Count every line below that contains "styled", then state the total with no other output.

Stored data
>>>>>

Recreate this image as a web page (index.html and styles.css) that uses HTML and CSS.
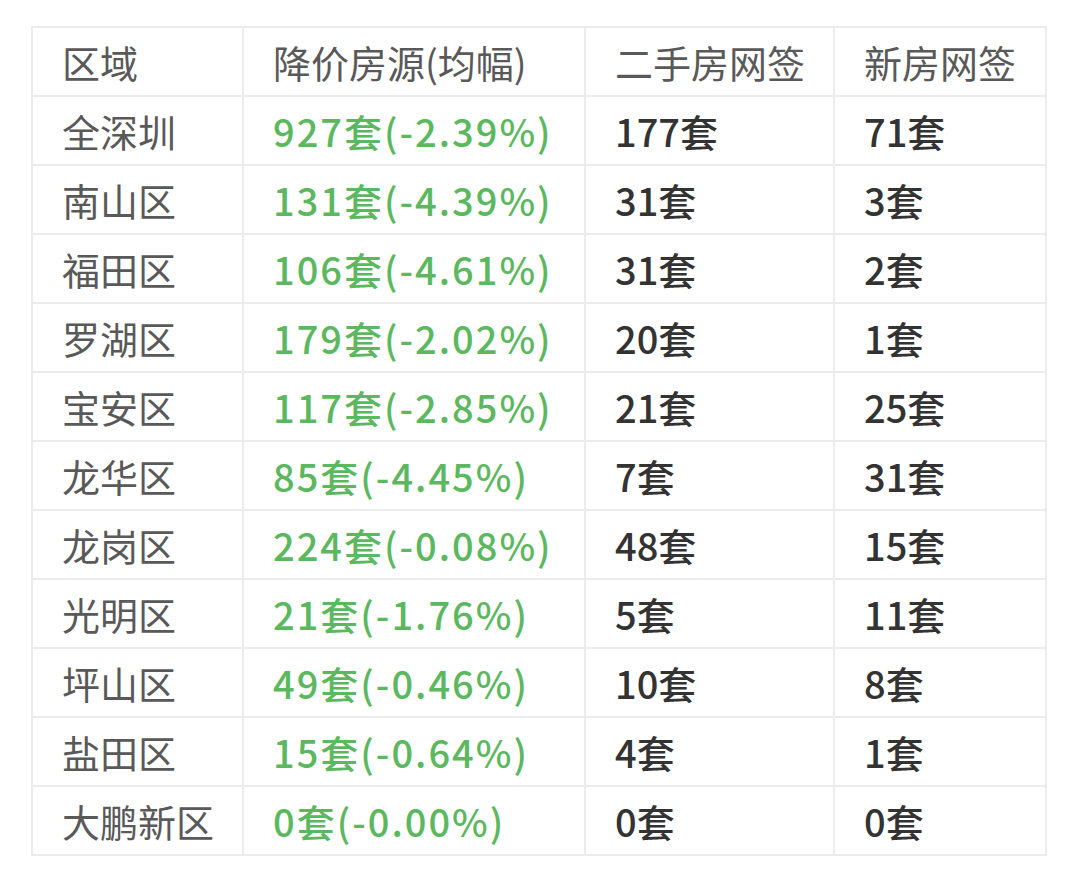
FILE: index.html
```html
<!DOCTYPE html>
<html lang="zh-CN">
<head>
<meta charset="utf-8">
<title>深圳降价房源</title>
<link rel="stylesheet" href="styles.css">
</head>
<body>
<table class="data">
  <colgroup>
    <col class="c1"><col class="c2"><col class="c3"><col class="c4">
  </colgroup>
  <thead>
    <tr><th>区域</th><th>降价房源(均幅)</th><th>二手房网签</th><th>新房网签</th></tr>
  </thead>
  <tbody>
    <tr><td class="area">全深圳</td><td class="drop">927套(-2.39%)</td><td class="num">177套</td><td class="num">71套</td></tr>
    <tr><td class="area">南山区</td><td class="drop">131套(-4.39%)</td><td class="num">31套</td><td class="num">3套</td></tr>
    <tr><td class="area">福田区</td><td class="drop">106套(-4.61%)</td><td class="num">31套</td><td class="num">2套</td></tr>
    <tr><td class="area">罗湖区</td><td class="drop">179套(-2.02%)</td><td class="num">20套</td><td class="num">1套</td></tr>
    <tr><td class="area">宝安区</td><td class="drop">117套(-2.85%)</td><td class="num">21套</td><td class="num">25套</td></tr>
    <tr><td class="area">龙华区</td><td class="drop">85套(-4.45%)</td><td class="num">7套</td><td class="num">31套</td></tr>
    <tr><td class="area">龙岗区</td><td class="drop">224套(-0.08%)</td><td class="num">48套</td><td class="num">15套</td></tr>
    <tr><td class="area">光明区</td><td class="drop">21套(-1.76%)</td><td class="num">5套</td><td class="num">11套</td></tr>
    <tr><td class="area">坪山区</td><td class="drop">49套(-0.46%)</td><td class="num">10套</td><td class="num">8套</td></tr>
    <tr><td class="area">盐田区</td><td class="drop">15套(-0.64%)</td><td class="num">4套</td><td class="num">1套</td></tr>
    <tr><td class="area">大鹏新区</td><td class="drop">0套(-0.00%)</td><td class="num">0套</td><td class="num">0套</td></tr>
  </tbody>
</table>
</body>
</html>
```

FILE: styles.css
```css
html, body {
  margin: 0;
  padding: 0;
  background: #ffffff;
}
body {
  padding: 26px 0 0 31px;
  font-family: "Noto Sans CJK SC", "Noto Sans", sans-serif;
}
.data {
  border-collapse: collapse;
  table-layout: fixed;
  width: 1014px;
}
.c1 { width: 211px; }
.c2 { width: 342px; }
.c3 { width: 249px; }
.c4 { width: 212px; }
.data th,
.data td {
  height: 69px;
  box-sizing: border-box;
  border: 2px solid #ececec;
  padding: 0 0 0 29px;
  text-align: left;
  vertical-align: middle;
  font-size: 38px;
  line-height: 1;
  white-space: nowrap;
}
.data th {
  font-weight: normal;
  color: #595959;
}
.area {
  color: #595959;
}
.drop {
  color: #5cb85f;
  font-size: 40px;
  font-weight: 500;
  letter-spacing: 2px;
}
.num {
  color: #333333;
  font-weight: 500;
}
```
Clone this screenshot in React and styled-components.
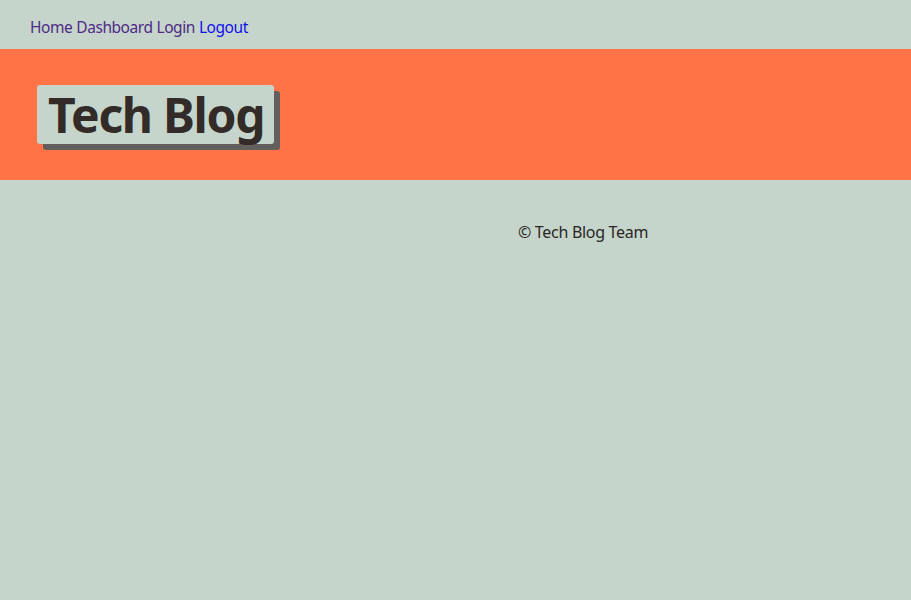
import React from "react";
import styled, { createGlobalStyle } from "styled-components";

const GlobalStyle = createGlobalStyle`
  html, body {
    margin: 0;
    padding: 0;
    background: #c5d5cb;
    font-family: "Noto Sans", "Open Sans", sans-serif;
  }
`;

export default function App() {
  return (
    <>
      <GlobalStyle />
      <Page>
        <Nav>
          <NavLink href="#home" visited>Home</NavLink>
          <NavLink href="#dashboard" visited>Dashboard</NavLink>
          <NavLink href="#login" visited>Login</NavLink>
          <NavLink href="#logout">Logout</NavLink>
        </Nav>
        <Header>
          <Title>Tech Blog</Title>
        </Header>
        <Content>
          <Main />
          <Footer>© Tech Blog Team</Footer>
        </Content>
      </Page>
    </>
  );
}

const Page = styled.div`
  min-height: 100vh;
  background: #c5d5cb;
`;

const Nav = styled.nav`
  height: 49px;
  display: flex;
  align-items: center;
  gap: 4px;
  padding: 5px 30px 0;
  box-sizing: border-box;
  font-size: 15.5px;
`;

const NavLink = styled.a`
  color: ${(p) => (p.visited ? "#4f2a86" : "#1010ee")};
  text-decoration: none;
  letter-spacing: -0.45px;
`;

const Header = styled.header`
  height: 131px;
  background: #ff7346;
  display: flex;
  align-items: center;
  padding: 0 37px;
  box-sizing: border-box;
`;

const Title = styled.h1`
  margin: 0;
  height: 59px;
  display: flex;
  align-items: center;
  padding: 0 10px 0 11px;
  background: #c5d5cb;
  color: #322b28;
  border-radius: 3px;
  box-shadow: 6px 6px 0 #625f5c;
  font-size: 48px;
  font-weight: 700;
  letter-spacing: -1.3px;
`;

const Content = styled.div`
  display: grid;
  grid-template-columns: 518px 1fr;
  padding-top: 41px;
`;

const Main = styled.main``;

const Footer = styled.footer`
  font-size: 16px;
  color: #2a2623;
  letter-spacing: -0.3px;
`;
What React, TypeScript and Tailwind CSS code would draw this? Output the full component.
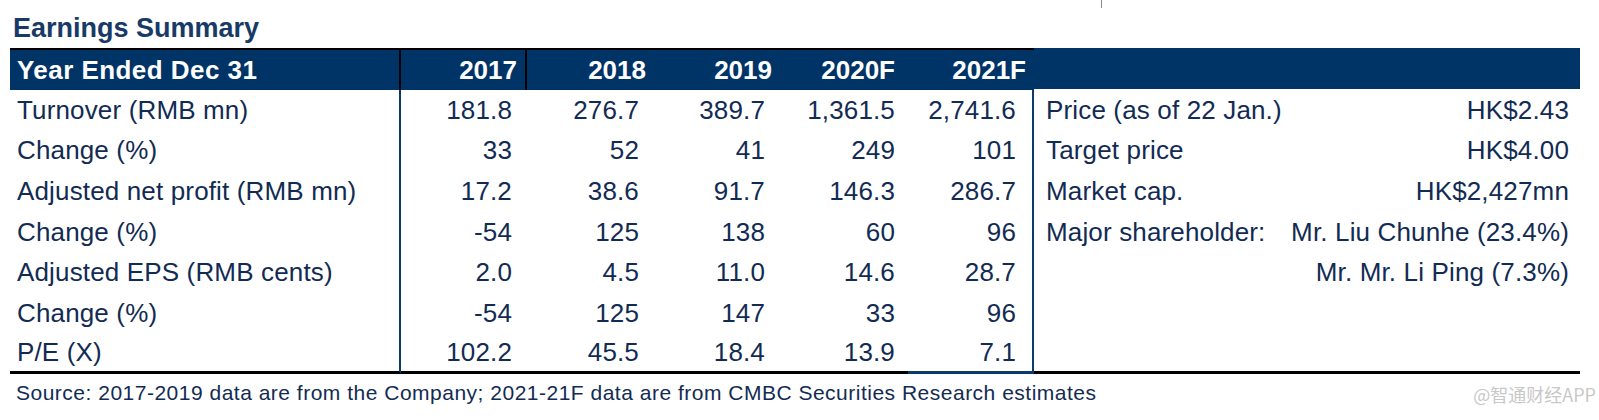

<<<<<

■ RESULT FOR THIS TASK:
10